Highwaymen [4 page PDF of article attached]
Jan 2018 Air International

"As a geographically compact nation with small armed forces, Uruguayan military doctrine emphasises having a well-trained, volunteer professional workforce (no military service is available) to maximise utilisation of its limited equipment and material resources. Therefore, if attacked by a more powerful foe, the country’s services defensive plan is to strike back in small packs, attempting to cause maximum attrition to the enemy, while awaiting assistance from a friendly nation. Therefore, as part of the Fuerza Aérea Uruguaya (FAU or Uruguayan Air Force) Annual Activity Plan, deployments to operate its Cessna A-37B Dragonfly attack jets from remote, small countryside aerodromes and highways – far from their main base – are of paramount importance....

...Pilots new to the Dragonfly flew initial missions with instructors to familiarise themselves with the highway, narrower than a standard runway, and local conditions like strong turbulence generated by the prevailing Atlantic sea breeze striking a forest south of the road. On later missions, the new pilots operated as aircraft commander with minimum supervision.

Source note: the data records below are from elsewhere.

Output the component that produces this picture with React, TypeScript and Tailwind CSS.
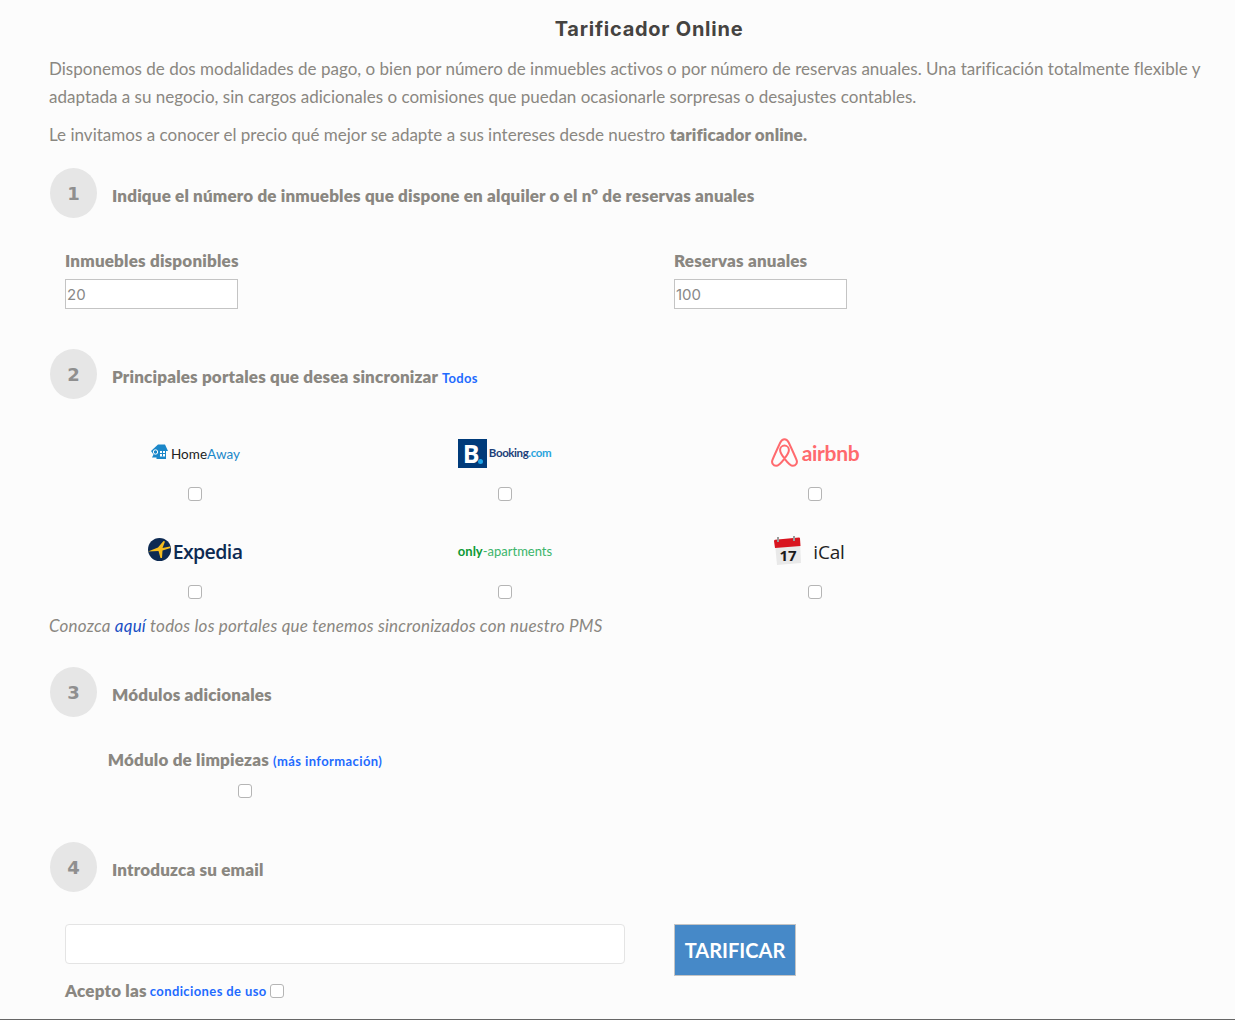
const gris = "text-[#8a8781]";

function Paso({ n, children }: { n: number; children: React.ReactNode }) {
  return (
    <div className="flex items-center pl-[50px]">
      <div className="flex h-[50px] w-[47px] items-center justify-center rounded-[50%] bg-[#e6e6e6] pt-[1px] font-['DejaVu_Sans'] text-[18px] font-bold text-[#8f8f8f]">
        {n}
      </div>
      <div className={`ml-[15px] mt-[6px] text-[17px] font-extrabold tracking-[0.17px] ${gris}`}>
        {children}
      </div>
    </div>
  );
}

function Marca({ className }: { className?: string }) {
  return (
    <input
      type="checkbox"
      className={`block h-[14px] w-[14px] appearance-none rounded-[3px] border border-[#b5b5b5] bg-white ${className ?? ""}`}
    />
  );
}

function HomeAway() {
  return (
    <div className="flex items-center">
      <svg width="19" height="19" viewBox="0 0 19 19" className="-mt-[3px]">
        <path d="M1 8 8 1.500h7l3 6.500h-2v8H6.500v-1.500H2l1.500-3Z" fill="#1b87c9" />
        <rect x="10" y="8" width="5" height="5.500" fill="#fff" />
        <path d="M12.500 8v5.500M10 10.500h5" stroke="#1b87c9" />
        <circle cx="5.500" cy="9" r="2.200" fill="none" stroke="#fff" />
      </svg>
      <span className="ml-[2px] mt-[2px] text-[13.5px] tracking-[0.05px] text-[#222]">Home</span>
      <span className="mt-[2px] text-[13.5px] tracking-[0.05px] text-[#1b87c9]">Away</span>
    </div>
  );
}

function Booking() {
  return (
    <div className="-ml-[1px] flex items-center">
      <div className="relative flex h-[29px] w-[29px] items-center bg-[#003b7a] pl-[5px] font-['Open_Sans'] text-[25px] font-bold text-white">
        B
        <span className="absolute bottom-[4px] right-[4px] h-[5px] w-[5px] rounded-full bg-[#1ba3e8]" />
      </div>
      <span className="ml-[2px] -mt-[1px] text-[11.5px] font-bold tracking-[-0.4px] text-[#1d3f78]">Booking</span>
      <span className="-mt-[1px] text-[11.5px] font-bold tracking-[-0.4px] text-[#2aa5dc]">.com</span>
    </div>
  );
}

function Airbnb() {
  return (
    <div className="-mt-[2px] flex items-center gap-[4px]">
      <svg width="27" height="29" viewBox="0 0 27 29" fill="none" stroke="#ff6a6e" strokeWidth="2">
        <path d="M13.500 20.500c-2.800-3.400-4.400-6.200-4.400-8.500a4.400 4.400 0 0 1 8.800 0c0 2.300-1.600 5.100-4.400 8.500Zm0 0c-3 4-5.400 7.300-8.400 7.300-2.900 0-4.800-2.800-3.700-5.700C3 18 6.500 10.500 9.300 4.500 10.300 2.300 11.700 1.200 13.500 1.200s3.200 1.100 4.200 3.300C20.500 10.500 24 18 25.600 22.100c1.100 2.900-.8 5.700-3.700 5.700-3 0-5.400-3.300-8.400-7.300Z" />
      </svg>
      <span className="font-['Lato'] text-[21px] font-bold leading-none tracking-[-0.3px] text-[#ff6a6e]">airbnb</span>
    </div>
  );
}

function Expedia() {
  return (
    <div className="flex items-center">
      <svg width="23" height="23" viewBox="0 0 23 23" className="-mt-[5px]">
        <circle cx="11.500" cy="11.500" r="11.500" fill="#0d2a52" />
        <path d="M0 13.500 10 9.500 15.500 3 17 3.500 14.500 10 22 8.500 22.500 10 14.500 12.500 14 20 12.500 20 10.500 13Z" fill="#f5bd1f" />
      </svg>
      <span className="ml-[2px] font-['Open_Sans'] text-[19.5px] font-semibold leading-none tracking-[-0.6px] text-[#0d2a52]">Expedia</span>
    </div>
  );
}

function OnlyApartments() {
  return (
    <div className="text-[13px] leading-none">
      <span className="font-bold text-[#0d9a35]">only</span>
      <span className="text-[#3bb56a]">-apartments</span>
    </div>
  );
}

function Ical() {
  return (
    <div className="flex items-center pr-[12px]">
      <svg width="30" height="30" viewBox="0 0 30 30" className="-mt-[2px]">
        <path d="M2 8 27 6l1 21-24 2Z" fill="#e9e9e9" />
        <path d="M1 5q0-1 1-1.200L26 1.500q1 0 1 1L27.500 10 2 12Z" fill="#d8141f" />
        <path d="M5 1v5M21 0v5" stroke="#9a9a9a" strokeWidth="2" />
        <text x="15" y="25" textAnchor="middle" fontSize="15" fontWeight="700" fontFamily="Open Sans" fill="#1a1a1a">17</text>
      </svg>
      <span className="ml-[10px] mt-[1px] font-['Open_Sans'] text-[19px] leading-none tracking-[-0.2px] text-[#222]">iCal</span>
    </div>
  );
}

const portales = [
  { id: "homeaway", logo: <HomeAway /> },
  { id: "booking", logo: <Booking /> },
  { id: "airbnb", logo: <Airbnb /> },
  { id: "expedia", logo: <Expedia /> },
  { id: "only", logo: <OnlyApartments /> },
  { id: "ical", logo: <Ical /> },
];

export default function App() {
  return (
    <div className={`h-[1020px] overflow-hidden border-b border-[#666] bg-[#fcfcfc] font-['Lato',sans-serif] ${gris}`}>
      <h1 className="pl-[63px] pt-[16px] text-center font-['Inter'] text-[20px] font-bold leading-[26px] tracking-[0.75px] text-[#454341]">
        Tarificador Online
      </h1>

      <div className="pl-[49px] pr-[30px] pt-[13px] text-[17px] leading-[28px] tracking-[0.01px]">
        <p>
          Disponemos de dos modalidades de pago, o bien por número de inmuebles activos o por número de reservas anuales. Una tarificación totalmente flexible y adaptada a su negocio, sin cargos adicionales o comisiones que puedan ocasionarle sorpresas o desajustes contables.
        </p>
        <p className="mt-[10px]">
          Le invitamos a conocer el precio qué mejor se adapte a sus intereses desde nuestro <b className="font-extrabold tracking-[0.11px]">tarificador online.</b>
        </p>
      </div>

      <div className="mt-[19px]">
        <Paso n={1}>Indique el número de inmuebles que dispone en alquiler o el nº de reservas anuales</Paso>
      </div>

      <div className="mt-[24px] flex pl-[65px]">
        <div className="w-[609px]">
          <label className="block text-[17px] font-extrabold leading-[37px] tracking-[0.19px]">Inmuebles disponibles</label>
          <input defaultValue="20" className="block h-[30px] w-[173px] border border-[#c4c4c4] bg-white pl-[1px] font-['Inter'] text-[15px] text-[#888] outline-none" />
        </div>
        <div>
          <label className="block text-[17px] font-extrabold leading-[37px] tracking-[0.19px]">Reservas anuales</label>
          <input defaultValue="100" className="block h-[30px] w-[173px] border border-[#c4c4c4] bg-white pl-[1px] font-['Inter'] text-[15px] text-[#888] outline-none" />
        </div>
      </div>

      <div className="mt-[40px]">
        <Paso n={2}>
          Principales portales que desea sincronizar{" "}
          <a className="text-[13px] font-bold tracking-[0.3px] text-[#1f6bff]">Todos</a>
        </Paso>
      </div>

      <div className="mt-[24px] grid w-[970px] grid-cols-[310px_310px_310px] pl-[40px]">
        {portales.map((p) => (
          <div key={p.id} className="flex h-[98px] flex-col items-center">
            <div className="flex h-[60px] items-center justify-center pt-[1px]">{p.logo}</div>
            <Marca className="mt-[4px]" />
          </div>
        ))}
      </div>

      <p className="-mt-[7px] pl-[49px] text-[17px] italic leading-[28px] tracking-[0.21px]">
        Conozca <a className="text-[#1a4fc4]">aquí</a> todos los portales que tenemos sincronizados con nuestro PMS
      </p>

      <div className="mt-[27px]">
        <Paso n={3}>Módulos adicionales</Paso>
      </div>

      <div className="mt-[24px] w-[390px] pl-[100px] text-center">
        <div className="text-[17px] font-extrabold leading-[38px] tracking-[0.19px]">
          Módulo de limpiezas <a className="text-[13px] font-bold tracking-[0.4px] text-[#1f6bff]">(más información)</a>
        </div>
        <Marca className="mx-auto mt-[4px]" />
      </div>

      <div className="mt-[44px]">
        <Paso n={4}>Introduzca su email</Paso>
      </div>

      <div className="mt-[32px] flex pl-[65px]">
        <div className="w-[609px]">
          <input className="block h-[40px] w-[560px] rounded-[4px] border border-[#e4e4e4] bg-white outline-none" />
          <div className="mt-[11px] flex items-center text-[17px] font-extrabold leading-[32px] tracking-[0.19px]">
            Acepto las
            <a className="ml-[3px] text-[13px] font-bold tracking-[0.4px] text-[#1f6bff]">condiciones de uso</a>
            <Marca className="ml-[3px]" />
          </div>
        </div>
        <button className="h-[52px] w-[122px] border border-[#c4c4c4] bg-[#4689c8] text-[20px] font-bold text-white">
          TARIFICAR
        </button>
      </div>
    </div>
  );
}
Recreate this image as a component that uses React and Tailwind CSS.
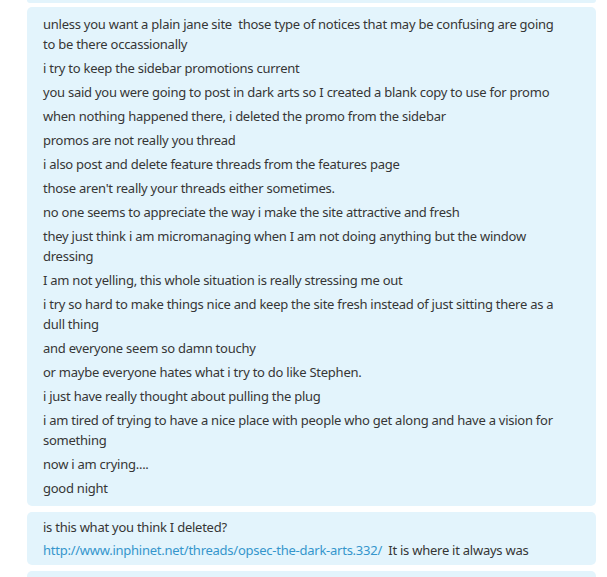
const lines1 = [
  ['unless you want a plain jane site  those type of notices that may be confusing are going', 'to be there occassionally'],
  ['i try to keep the sidebar promotions current'],
  ['you said you were going to post in dark arts so I created a blank copy to use for promo'],
  ['when nothing happened there, i deleted the promo from the sidebar'],
  ['promos are not really you thread'],
  ['i also post and delete feature threads from the features page'],
  ["those aren't really your threads either sometimes."],
  ['no one seems to appreciate the way i make the site attractive and fresh'],
  ['they just think i am micromanaging when I am not doing anything but the window', 'dressing'],
  ['I am not yelling, this whole situation is really stressing me out'],
  ['i try so hard to make things nice and keep the site fresh instead of just sitting there as a', 'dull thing'],
  ['and everyone seem so damn touchy'],
  ['or maybe everyone hates what i try to do like Stephen.'],
  ['i just have really thought about pulling the plug'],
  ['i am tired of trying to have a nice place with people who get along and have a vision for', 'something'],
  ['now i am crying....'],
  ['good night'],
];

function Para({ parts }) {
  return (
    <p className="whitespace-pre">
      {parts.map((t, i) => (
        <span key={i} className="block">{t}</span>
      ))}
    </p>
  );
}

export default function App() {
  return (
    <div
      className="min-h-[577px] bg-white pl-[27px] pr-[11px] text-[13px] leading-[20px] tracking-[-0.25px] text-[#363636]"
      style={{ fontFamily: '"Noto Sans", "Open Sans", sans-serif' }}
    >
      <div className="h-[3px] rounded-b-[5px] bg-[#e3f4fc]" />

      <div className="mt-[4px] flex flex-col gap-[4px] rounded-[5px] bg-[#e3f4fc] pl-[16px] pr-[10px] pt-[7px] pb-[8px]">
        {lines1.map((p, i) => (
          <Para key={i} parts={p} />
        ))}
      </div>

      <div className="mt-[6px] flex flex-col gap-[3px] rounded-[5px] bg-[#e3f4fc] pl-[16px] pr-[10px] pt-[5px] pb-[5px]">
        <p>is this what you think I deleted?</p>
        <p className="whitespace-pre">
          <a href="#" className="text-[#3596cc]">http://www.inphinet.net/threads/opsec-the-dark-arts.332/</a>
          {'  It is where it always was'}
        </p>
      </div>

      <div className="mt-[6px] h-[6px] rounded-t-[5px] bg-[#e3f4fc]" />
    </div>
  );
}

Escuadrón 2 maintenance engineers (Aerotécnicos) perform wonders to keep the Dragonfly fleet flying 41 years after the arrival of the first batch of eight aircraft in 1976. Of great concern is the soon to be depleted stock of Weber ejection seat cartridges. There is no supply chain; seat production has long stopped, and the current stock of cartridges is estimated to run out in 2018.

What’s next?
The political establishment in Uruguay has shown no indication or interest in procuring replacement aircraft to modernise the FAU fleet. In view of this attitude, recent meetings have taken place between FAU personnel and Martin-Baker Argentina to assess the possibility of retrofitting the fleet with a new ejection seat. The British firm is offering a replacement seat based on the one utilised on the Embraer Tucano fleet. The company claims considerable weight savings and conversion costs, easier maintenance and improved performance when compared to the old seat. Of note is the possibility of through-the-canopy ejection at zero altitude, within a speed range of 70 to 430kts, a far safer ejection envelope than the Dragonfly possesses now, requiring speed and height before bailing out...."

Photo: "A-37B FAU 279 ready to go with green air inlet screens for the GE J-85-17A turbojet engines fitted to prevent the possibility of debris ingestion on the unprepared runway"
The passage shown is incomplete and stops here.